So I managed to squeeze 3 or so hours of work in on the game jam today, which might be the most I get :(

Since I did approximately 0 preparatory work (and in fact did some anti-preparatory work by half-implementing depth peeling for ambient occlusion in G3D and left it in a broken state on my local machine), most of my effort was on getting a copy of my last game jam game up and running, checked in to svn and linking to bullet. After that was successful, I implemented the ability to remove asteroids cleanly from the game world and now remove them when they have no health (my old game jam game had health for all collision entities, it just didn't do anything when asteroids had nonpositive health.) Added a score variable that increments with every asteroid shot, screen printed it, and voila, I'm "done" with the game jam.
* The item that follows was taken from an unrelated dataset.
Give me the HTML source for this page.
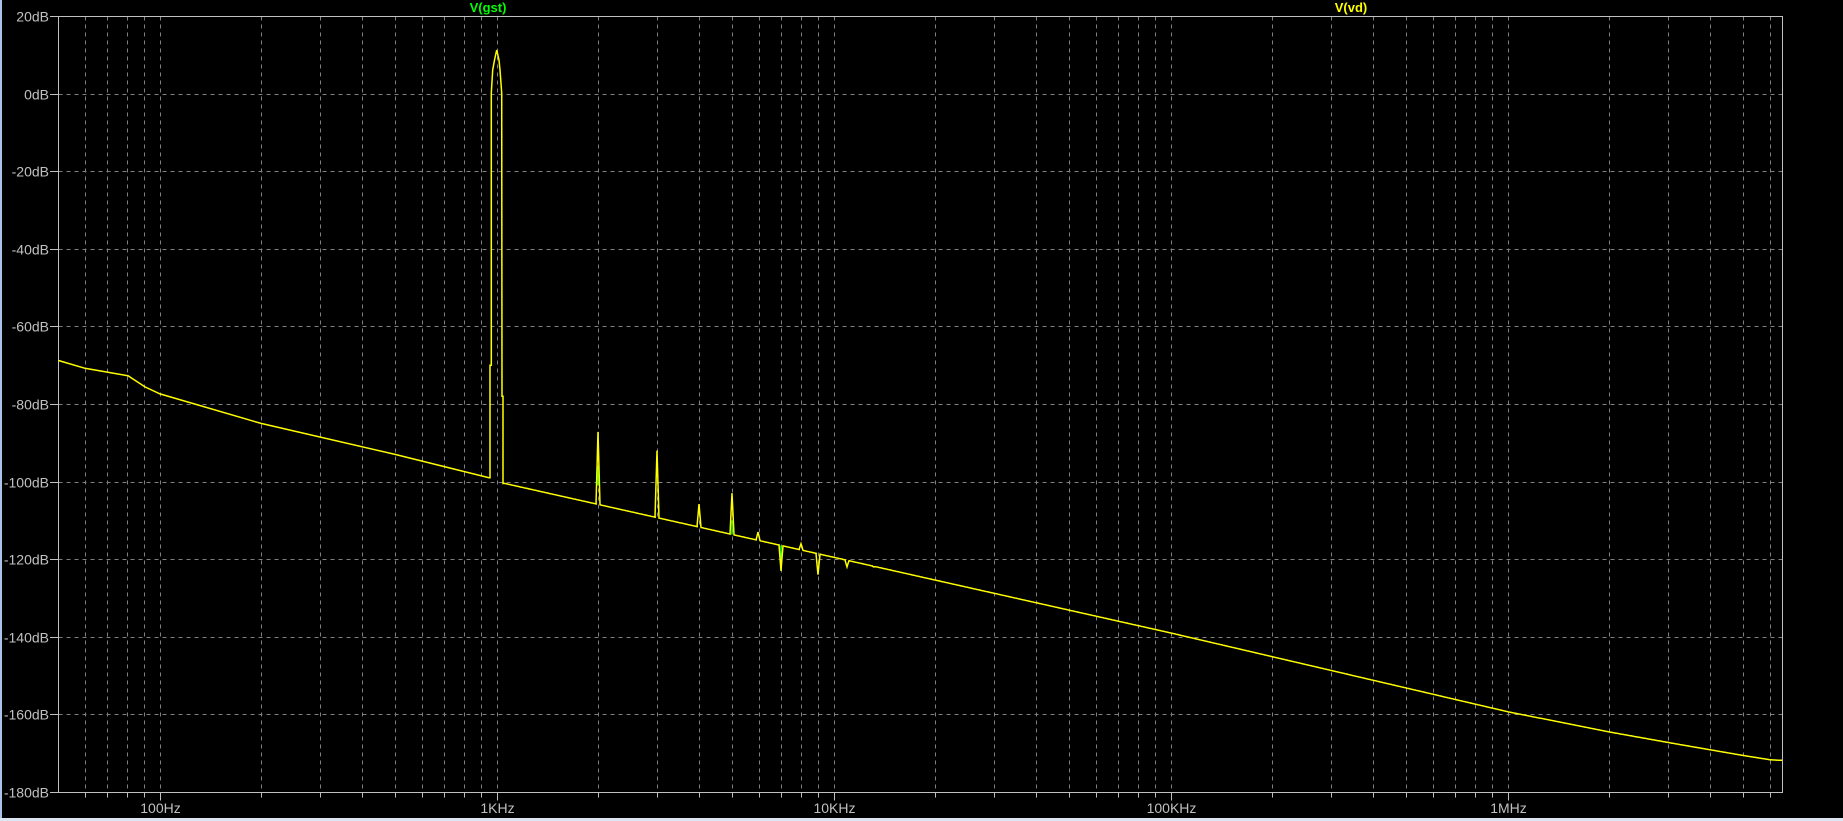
<!DOCTYPE html>
<html><head><meta charset="utf-8"><style>
html,body{margin:0;padding:0;background:#000;width:1843px;height:821px;overflow:hidden}
svg{display:block}
text{font-family:"Liberation Sans",sans-serif;font-size:14px;fill:#c0c0c0}
</style></head><body>
<svg id="s" width="1843" height="821" xmlns="http://www.w3.org/2000/svg">
<rect x="0" y="0" width="1843" height="821" fill="#000"/>
<rect x="0" y="0" width="2" height="821" fill="#a9c4e6"/>
<rect x="0" y="818" width="1843" height="3" fill="#dce6f2"/>
<g id="grid"></g>
<rect x="58.5" y="16.5" width="1724" height="776" fill="none" stroke="#c0c0c0" stroke-width="1"/>
<g id="lab"></g>
<text x="488" y="12" text-anchor="middle" style="fill:#00ff00;font-weight:bold;font-size:13px">V(gst)</text>
<text x="1351" y="12" text-anchor="middle" style="fill:#ffff00;font-weight:bold;font-size:13px">V(vd)</text>
<path id="g2" fill="none" stroke="#00ff00" stroke-width="1.5"/>
<path id="tr" fill="none" stroke="#ffff00" stroke-width="1.5"/>
</svg>
<script>
var L=58.5,R=1782.5,T=16.5,B=792.5;
function X(f){return 159.6+337*Math.log10(f/100);}
function Y(d){return 16+(20-d)*3.88;}
var g='',lab='';
for(var e=1;e<=6;e++){for(var m=1;m<=9;m++){var f=m*Math.pow(10,e);var x=Math.round(X(f))+0.5;if(x<=L||x>=R)continue;
g+='<line x1="'+x+'" y1="'+T+'" x2="'+x+'" y2="'+B+'" stroke="#808080" stroke-dasharray="4,4"/>';
g+='<line x1="'+x+'" y1="'+B+'" x2="'+x+'" y2="'+(B+(m==1?8:5))+'" stroke="#c0c0c0"/>';
if(m==1){var n=['','','100Hz','1KHz','10KHz','100KHz','1MHz'][e];lab+='<text x="'+x+'" y="813" text-anchor="middle">'+n+'</text>';}}}
for(var d=20;d>=-180;d-=20){var y=Math.round(Y(d))+0.5;
if(d<20&&d>-180)g+='<line x1="'+L+'" y1="'+y+'" x2="'+R+'" y2="'+y+'" stroke="#808080" stroke-dasharray="4,4"/>';
g+='<line x1="50" y1="'+y+'" x2="'+L+'" y2="'+y+'" stroke="#c0c0c0"/>';
lab+='<text x="49" y="'+(y+5)+'" text-anchor="end">'+d+'dB</text>';}
document.getElementById('grid').innerHTML=g;document.getElementById('lab').innerHTML=lab;
var pts=[[58.5,-68.8],[85,-70.8],[128,-72.7],[145,-75.6],[160,-77.4],[261,-85],[395,-93],[489,-99]];
var tab=[[3,-100],[4,-119.5],[5,-139],[6,-159.3],[6.3,-164.5],[6.5,-167.6],[6.7,-170.6],[6.78,-171.7],[6.9,-172.2]];
function base(x){
 var lf=2+(x-159.6)/337;
 for(var i=0;i<tab.length-1;i++){if(lf<=tab[i+1][0]){var a=tab[i],b=tab[i+1];return a[1]+(b[1]-a[1])*(lf-a[0])/(b[0]-a[0]);}}
 return tab[tab.length-1][1];}
var p='M'+pts.map(function(q){return q[0]+','+Y(q[1]).toFixed(1)}).join(' L');
p+=' L490,'+Y(-99)+' L490,'+Y(-70)+' L491.3,'+Y(-70)+' L491.3,93 L492.7,70 L494.5,60 L496.7,50 L499,60 L500,70 L501.7,93 L502,'+Y(-78)+' L503,'+Y(-78)+' L503,'+Y(-100.5);
var spikes={598:-87.2,657:-92,699:-105.8,732:-103,758:-113,781:-123,801:-116,818:-124,847:-122,874:-122};
for(var x=504;x<=1782;x+=1){
 var d=base(x);
 var s=spikes[x];
 if(s!==undefined){p+=' L'+(x-2)+','+Y(base(x-2)).toFixed(1)+' L'+(x-1)+','+Y((base(x)+s)/2).toFixed(1)+' L'+x+','+Y(s).toFixed(1)+' L'+(x+1)+','+Y((base(x)+s)/2).toFixed(1)+' L'+(x+2)+','+Y(base(x+2)).toFixed(1);x+=2;continue;}
 p+=' L'+x+','+Y(d).toFixed(1);}
document.getElementById('tr').setAttribute('d',p);
document.getElementById('g2').setAttribute('d','M781,'+Y(base(781))+' L781,'+Y(-123)+' M732,'+Y(base(732))+' L732,'+Y(-110)+' M598,'+Y(-96)+' L598,'+Y(-101));
</script>
</body></html>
It gets lonely when you are at 300 points from destroying all 3 asteroids, but continually firing makes for something that looks like art to me.



Level 2 implementation here I come (tomorrow maybe?)!

[Morgan] Multitouch drag & drop working

I seem to be coming down with a bad cold (I propose that we call this "pulling a Nigel" since Nigel got the flu right at the start of the last jam) and had a bunch of day-job work to handle today, so I'm getting a later start than I'd hope and moving slowly.

I just completed drag and drop of the in-game cards on mobile devices.  I hope to make the mobile device look more like...a secret agent mobile device...but for now it shows a briefcase to have at least some flavor.  Players can now connect to the game by scanning a QR code off the TV and then arrange their cards by touch.  Multitouch also works--I'm not sure if you'd want to move multiple cards at the same time, but it does work.  Selecting a card pops it in the z-order.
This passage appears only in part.